To put it succinctly, it is then stated in para 14 that, “It has to be seen, whether the petitioners would be said to have requisite mens rea in defaming the complainant while publishing the offending news item in Rashtriya Sahara Newspaper on 11th September, 2009, and whether they have taken due care and caution in publishing news item, and thereafter the rebuttal on 22nd October, 2009 on the same page, on behalf of the respondent no. 2. For the offence of criminal defamation, the burden is on the Magistrate to scrutinize the complaint on all aspects, and he is required to satisfy himself that the ingredients of Section 499 IPC are satisfied. The Magistrate must apply his judicial mind on the complaint, and facts of the case, before taking cognizance and issuing process, summoning the accused.”

Be it noted, para 16 stipulates that, “The second aspect in the present case, which is required to be considered, is whether the complaint, on behalf of the respondent no. 2, who was the Minister in the State Cabinet of Uttar Pradesh, was maintainable in view of provisions of the Section 199(2) CrPC.”

It would be imperative to now mention that para 17 then observes that, “To decide the first issue, it would be required to take note of the facts that before the offending news item was published on 11th September, 2009 in ‘Rashtriya Sahara’ Hindi Daily, ‘Deshbandhu’ Hindi Daily had already carried out the story along with photograph of the complainant/Minister. The news item published in ‘Rashtriya Sahara’ was based on two letters. The first letter dated 12th September, 2008 written by Mr. Krishna Gopal, Special Secretary, Confidential Department sent on behalf of Chief Minister to the Principal Secretary, Department of Energy and, subsequent reminder dated 22nd July, 2009 sent to the Secretary, Department of Energy, demanding inquiry report in respect of demand of bribe of Rupees Ten Lakhs from the Chief Engineer, and on his refusal to pay, transferring him and putting him under suspension. If the news item is closely scrutinized, there is no imputation, which has been made by the petitioners against the respondent no. 2. The news item was factually based on the two letters. If there is no imputation, it cannot be said that the offence of defamation has been committed by the accused. In the complaint it has not been alleged that these two letters are forged. If these two letters are not denied, the news item cannot, in any manner, be said to be defamatory. Further, on behalf of respondent no. 2, the rebuttal was published in the newspaper on the same page in equal prominence.”

More importantly, para 18 then envisages that, “It is also important to note that it was not for the first time that the respondent no. 2 was in news, earlier a three page report regarding corruption by him was published in the news magazine ‘Akhir Kab Tak’ which showed the misconduct of the Minister. If having come to know the two letters written from the office of the Chief Minister regarding the inquiry on allegation of demand of bribe of Rupees Ten Lakhs and for non-payment, harassment of the Chief Engineer, had the news item not been published, the newspaper would have failed in its duty. I, therefore, find that the news item was not offending at all and, therefore, the Magistrate ought not to have taken the cognizance and summon the petitioners as accused.”

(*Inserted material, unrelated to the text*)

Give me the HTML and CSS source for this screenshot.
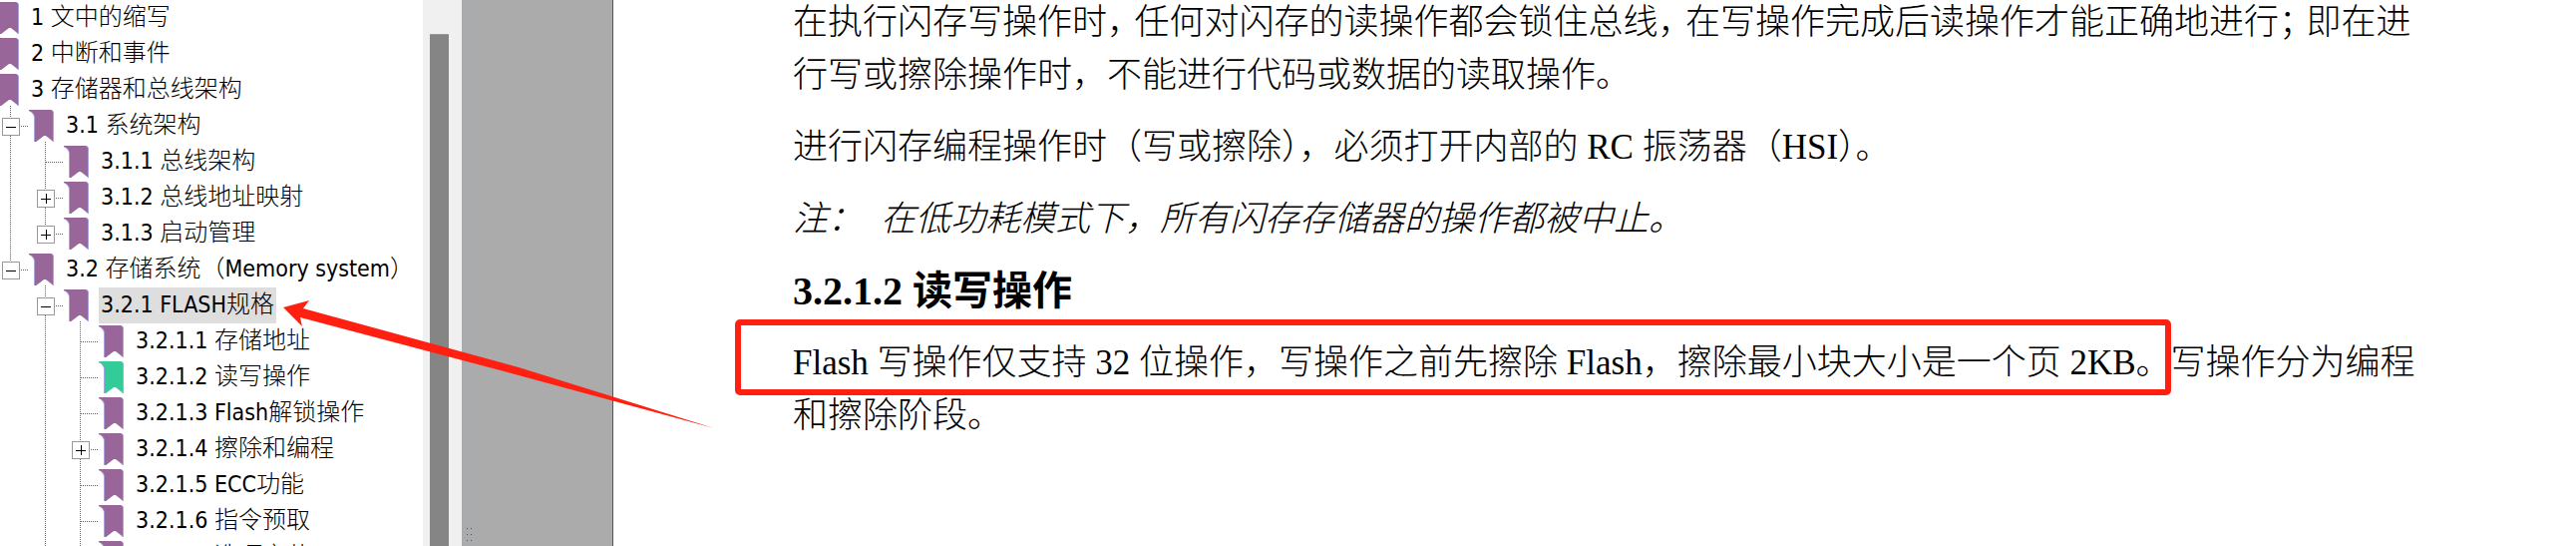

Moving on, it is then elaborated upon in para 19 stating that, “Regarding second aspect, it is specifically provided under Section 199(2) CrPC that in respect of the Minister etc. the complaint can be filed through a Public Prosecutor in the Court of Session. Here, the respondent no. 2 was a Minister in the State Cabinet of Uttar Pradesh, and since, the complaint was filed by him in the Court of learned Magistrate, the Magistrate ought to have considered whether the complaint was maintainable before him or not. In my view the complaint was not maintainable before the Magistrate as there is specific provision that the complaint should be filed through a Public Prosecutor in the Court of Session, if defamation is alleged in respect of performance of the public duty by the person mentioned in Section 199(2) CrPC. In the present case, the news item was published with respect to his functioning as the Minister of Energy in State Government, the complaint could have been filed only through a Public Prosecutor, after taking sanction as prescribed.”

  Most importantly, para 20 then minces no words in holding that, “It is well settled that the judicial process should not be an instrument of oppression or needless harassment. The Court should be circumspect and judicious in exercising the discretion and only after taking all the relevant facts and circumstances into consideration should issue the process. The judicial process should not be an instrument in hands of the private complainant as vendetta to harass the person. The criminal law should not be set into motion as a matter of course as held in the case of Pepsi Foods Ltd. And another Vs. Special Judicial Magistrate & others, (1998) 5 SCC 749.”

Finally, it is then held in the last concluding para 21 that, “Considering all aspects, and the facts and circumstances of the case, the present petition is allowed. Consequently Case No. 2211 of 2010 ‘Ramveer Upadhaiya Vs. Jaibrat Roy and others’ instituted by the respondent no. 2, including the order of summoning dated 23rd February, 2010, under Sections 499, 500, 501 and 503 IPC passed by the Additional Chief Judicial Magistrate, Court No. 32, Lucknow are quashed.”

To conclude, Justice Dinesh Kumar Singh of Allahabad High Court in this latest, landmark and laudable judgment very rightly sends out a loud and clear message that judicial process should not be an instrument of oppression or needless harassment. It also makes it clear that no private person should be allowed to use judicial process as an instrument of vendetta in their hand to harass any other person! Very rightly so!